How long does it take?

Grooming often involves substantive changes in your business, but here’s the catch. It cannot seem to involve substantive changes in your business. Sudden changes can cause panic or distrust in customers, employees and vendors. Grooming is a gradual process. Changes, whether increasing sales, building up a diverse customer base, or implementing a more efficient accounting system, need to be implemented in a slow and well thought out manner so you can create continuity and stability within the company and its stakeholders.

You have to clean up business affairs, increase value, and, of course, find a buyer to complete a sale. This may take a few years to do, so it is best to start planning an exit strategy as soon as possible.

Why bother?

Peter Christman, founder of the Exit Planning Institute, estimates that as many as 75 percent of business owners do not have an exit plan.
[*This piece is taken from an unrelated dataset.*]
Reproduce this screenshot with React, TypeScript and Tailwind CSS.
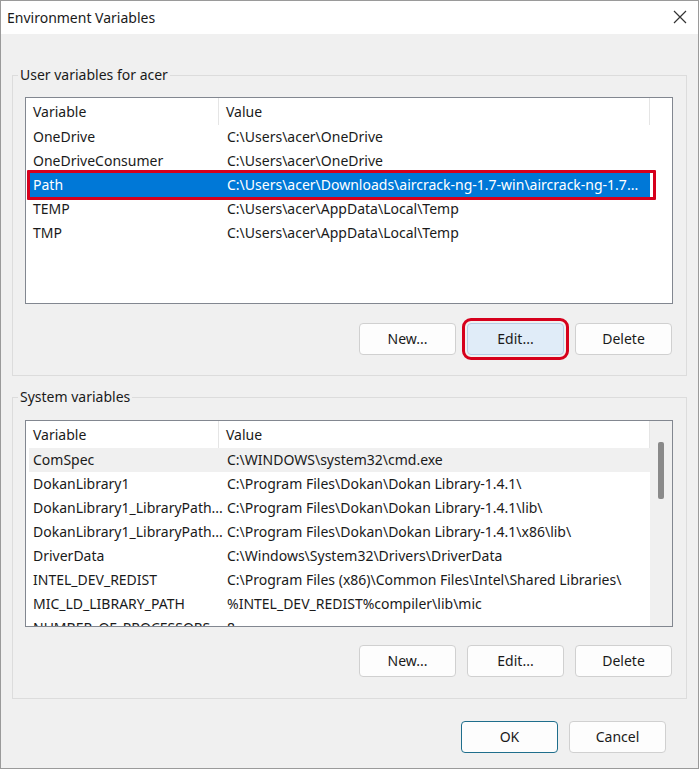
import React from "react";

const font = { fontFamily: '"Noto Sans", "Open Sans", Arial, sans-serif' };

type Row = { name: string; value: string; selected?: boolean; hover?: boolean };

const userRows: Row[] = [
  { name: "OneDrive", value: "C:\\Users\\acer\\OneDrive" },
  { name: "OneDriveConsumer", value: "C:\\Users\\acer\\OneDrive" },
  { name: "Path", value: "C:\\Users\\acer\\Downloads\\aircrack-ng-1.7-win\\aircrack-ng-1.7...", selected: true },
  { name: "TEMP", value: "C:\\Users\\acer\\AppData\\Local\\Temp" },
  { name: "TMP", value: "C:\\Users\\acer\\AppData\\Local\\Temp" },
];

const sysRows: Row[] = [
  { name: "ComSpec", value: "C:\\WINDOWS\\system32\\cmd.exe", hover: true },
  { name: "DokanLibrary1", value: "C:\\Program Files\\Dokan\\Dokan Library-1.4.1\\" },
  { name: "DokanLibrary1_LibraryPath...", value: "C:\\Program Files\\Dokan\\Dokan Library-1.4.1\\lib\\" },
  { name: "DokanLibrary1_LibraryPath...", value: "C:\\Program Files\\Dokan\\Dokan Library-1.4.1\\x86\\lib\\" },
  { name: "DriverData", value: "C:\\Windows\\System32\\Drivers\\DriverData" },
  { name: "INTEL_DEV_REDIST", value: "C:\\Program Files (x86)\\Common Files\\Intel\\Shared Libraries\\" },
  { name: "MIC_LD_LIBRARY_PATH", value: "%INTEL_DEV_REDIST%compiler\\lib\\mic" },
  { name: "NUMBER_OF_PROCESSORS", value: "8" },
];

function ListRow({ r }: { r: Row }) {
  const bg = r.selected ? "bg-[#0078d7] text-white" : r.hover ? "bg-[#f0f0f0] text-[#1a1a1a]" : "text-[#1a1a1a]";
  return (
    <div className={`ml-[3px] w-[621px] h-[24px] shrink-0 flex items-center whitespace-nowrap leading-[20px] ${bg}`}>
      <div className="w-[198px] pl-[4px] overflow-hidden">{r.name}</div>
      <div className="flex-1 overflow-hidden">{r.value}</div>
    </div>
  );
}

function ListView({ rows, scroll, highlight }: { rows: Row[]; scroll?: boolean; highlight?: boolean }) {
  return (
    <div className="relative w-[648px] h-[207px] border border-[#828790] bg-white overflow-hidden flex">
      <div className="w-[624px] flex flex-col">
        <div className="h-[27px] shrink-0 flex text-[#1a1a1a] leading-[20px]">
          <div className="w-[193px] pl-[7px] flex items-center border-r border-[#e5e5e5]">Variable</div>
          <div className="w-[431px] pl-[7px] flex items-center border-r border-[#e5e5e5]">Value</div>
        </div>
        {rows.map((r, i) => (
          <ListRow key={i} r={r} />
        ))}
      </div>
      {scroll && (
        <div className="flex-1 bg-[#f0f0f0] flex justify-center pt-[21px]">
          <div className="w-[6px] h-[57px] bg-[#8a8a8a] rounded-[2px]" />
        </div>
      )}
      {highlight && (
        <div className="absolute left-[1px] top-[72px] w-[629px] h-[30px] border-[3px] border-[#d6001c] rounded-[1px] pointer-events-none" />
      )}
    </div>
  );
}

function Btn({ label, active, primary, red }: { label: string; active?: boolean; primary?: boolean; red?: boolean }) {
  const base = "w-[97px] h-[32px] rounded-[4px] flex items-center justify-center text-[#1a1a1a] leading-[20px]";
  const look = active
    ? "bg-[#e0ecf8] border border-[#b6cde6]"
    : primary
    ? "bg-[#fdfdfd] border border-[#1f6e8c]"
    : "bg-[#fdfdfd] border border-[#d0d0d0]";
  return (
    <div className={`${base} ${look} ${red ? "outline-[3px] outline-solid outline-[#d6001c] outline-offset-[2px]" : ""}`}>
      {label}
    </div>
  );
}

function Group({ title, children, pt, pb }: { title: string; children: React.ReactNode; pt: string; pb: string }) {
  return (
    <fieldset className={`w-[675px] border border-[#dcdcdc] ${pb}`}>
      <legend className="ml-[5px] px-[2px] text-[#1a1a1a]">{title}</legend>
      <div className={`pl-[12px] ${pt}`}>{children}</div>
    </fieldset>
  );
}

export default function App() {
  return (
    <div className="w-[699px] h-[769px] bg-[#f0f0f0] text-[14px] leading-none flex flex-col border border-[#9a9a9a]" style={font}>
      <div className="h-[33px] shrink-0 bg-white flex items-center justify-between pl-[6px] pr-[10px] text-[14px] text-[#1a1a1a] leading-[20px]">
        <span>Environment Variables</span>
        <svg width="16" height="16" viewBox="0 0 16 16" className="mt-[-2px]">
          <path d="M2 2 L14 14 M14 2 L2 14" stroke="#333" strokeWidth="1.2" fill="none" />
        </svg>
      </div>
      <div className="flex flex-col pl-[11px] pt-[34px]">
        <Group title="User variables for acer" pt="pt-[15px]" pb="pb-[20px]">
          <ListView rows={userRows} highlight />
          <div className="flex justify-end gap-[11px] pr-[14px] mt-[19px]">
            <Btn label="New..." />
            <Btn label="Edit..." active red />
            <Btn label="Delete" />
          </div>
        </Group>
        <div className="h-[14px] shrink-0" />
        <Group title="System variables" pt="pt-[16px]" pb="pb-[21px]">
          <ListView rows={sysRows} scroll />
          <div className="flex justify-end gap-[11px] pr-[14px] mt-[18px]">
            <Btn label="New..." />
            <Btn label="Edit..." />
            <Btn label="Delete" />
          </div>
        </Group>
        <div className="flex justify-end gap-[11px] pr-[32px] mt-[22px]">
          <Btn label="OK" primary />
          <Btn label="Cancel" />
        </div>
      </div>
    </div>
  );
}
They put themselves at risk, or at least, they prevent themselves from capitalizing on the sale. If you have properly groomed your business, you do not have to grab at offers that are less than favorable; you can ask a higher price because you have increased the business’s value and reduced risk for potential buyers; you are in a position to attract “higher-quality” buyers.

But there’s another reason: this business that you own will continue after you step away. When you have worked to groom it, you have done your best to ensure that it has the opportunity to grow and thrive under new ownership. Entrepreneurs who put their hearts and souls into their businesses may find that comforting. And if they don’t, they can comfort themselves with the higher asking price.